POLI 891: US-EU Lecture Series (1 credit – pass/fail class)
Professor: John Stephens
This weekly lecture series will draw primarily on the expertise of UNC-CH faculty. Topics will focus on EU and/or US foreign and domestic politics as well as on contemporary transatlantic relations. Each week, two TAM students will be required to research the up-coming topic and speaker; these students will introduce the lecturer and will lead the discussion following the talk. TAM students will also be required to participate in a weekly on-line discussion forum focused on the lectures.
POLI 733: European Integration: Theories, Institutions and Decision-Making Processes (3 credits)
Professor Christiane Lemke – a visiting professor from the University of Hannover in Germany will teach this class. Professor Lemke is currently based at NYU and serves at the Max Weber Chair in German and European Studies.
The seminar will begin with a brief introduction of the European integration process, then cover major theories of integration, the institutions of the EU, including the most recent EU-reform process and some major policies of the EU. For more information about Prof. Lemke, please see her website at the University of Hannover.
In addition, all Track I TAM students will take a fourth required course:
POLI 891: The EU as a Global Actor (3 credits)
Professor: DAAD Professor Holger Moroff - www.moroff.eu
The seminar focuses on the EU’s external relations and foreign policies. The EU is not a classical actor in international relations as it enjoys more decision making powers than an international organization and less than a unitary state. However, these powers vary according to the degree of integration in different policy fields. We shall look at a diverse set of EU external policies ranging from trade and soft security issues to diplomatic and military developments as well as US-EU relations.
TAM II students may take The EU as a Global Actor as an elective if they wish.
TAM II students will take a fourth required course:
POLI 891 (Same course number as above but a different class and section number) – Statistics and Data Analysis (3 credits)
Professor: Justin Gross
TAM I students may take Statistics and Data Analysis as an elective if they wish.
Finally, TAM I and II students will choose a fifth class from a list of elective courses. This list will most likely include, but will not be limited to:
1. POLI 736 - Political Transitions and Democratization in Comparative Perspective
Professor Graeme Robertson
Examination of contrasting theoretical approaches to understanding democracy. Comparative study of Africa, Eastern Europe, and Latin America elucidates challenges and opportunities that affect possibilities for democratization and consolidation.
2. POLI 438 - Democracy and International Institutions in an Undivided Europe
Professor Milada Vachudova
Explores the collapse of communist rule in 1989, and the reaction of international institutions to the challenges of democratization, economic transition, ethnic conflict and European integration in an Undivided Europe.

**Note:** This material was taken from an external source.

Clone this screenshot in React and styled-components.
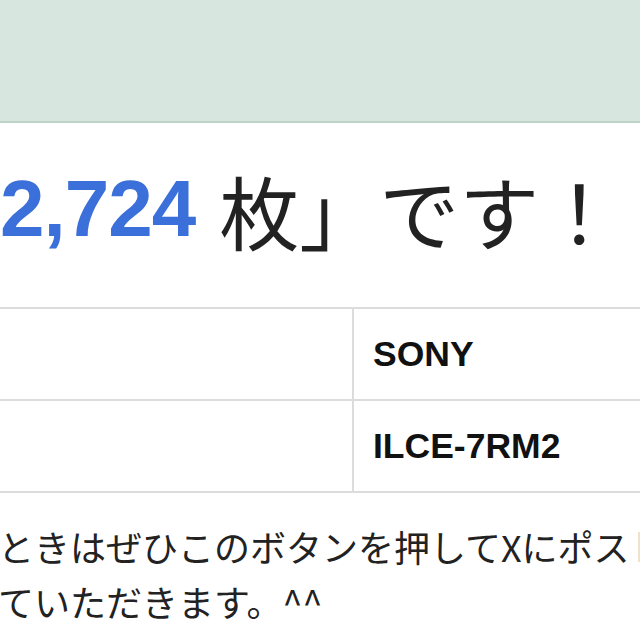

Professor Vachudova’s website
3. PUBH 510 – Interdisciplinary Perspectives in Global Health
Professor Margaret Bentley, Associate Dean of Global Health, UNC’s Gillings School of Global Public Health
This course will explore contemporary issues, problems and controversies in global health through an interdisciplinary perspective; examine the complex tapestry of social, economic, politic and environmental factors that affect global health; alanyze global health disparities through a social justice and human rights lens; and expose students to opportunities in global health work and research.
4. RUES/PWAD 469 - Ethnic Conflict and International Intervention in the Former Yugoslavia
Professor Robert Jenkins
This course focuses on factors leading to the breakup of socialist Yugoslavia, the nature of conflicts in this territory thoughout the 1990s, and the various efforts of the international community to end conflict and promote post-conflict reconstruction and development. We will explore how ethno-nationalist identity and mobilization have developed and transformed up to the most recent events. We will also examine the evolution of international intervention from the beginnings of conflict through current efforts. We will end by discussing implications of intervention, ethnic conflict, and nation building in Iraq.
TAM II students will remain at UNC-CH for the spring semester when the TAM I students study in Europe. In the spring, TAM II students will most likely take a European Security course with Milada Vachudova and a Political Contestation course with Erica Edwards. Elective courses will also be on offer.
TAM II students will spend their second year of study in Amsterdam, Barcelona, or Bremen. The TAM II overseas coursework is offered in English. VU University Amsterdam, UPF, and the University of Bremen all have strong offerings in social policy. In Amsterdam, courses focus on comparative welfare states, international political economy, international security, and global environmental governance. Some research internships may be available to TAM students who study at the VU. At UPF, course titles for the fall 2010 semester include Technical of Statistical Analysis I, Electoral Systems, Multiculturality and Immigration Policies, The Welfare State, Globalization and European Integration, Democracy and Political Liberalism, Social Policy and the Welfare State, Electoral Competition and Voting Behaviour, and Migration and Society. In Bremen, research internships are readily available to TAM II students and serve as an integral part of the program. Some of these positions are paid. In addition, social policy coursework focuses on the economy and on health policy. TAM students may also have the option to take classes through other MA programs offered in English at Bremen. During the second semester overseas, TAM II students will focus on their thesis research and preparation.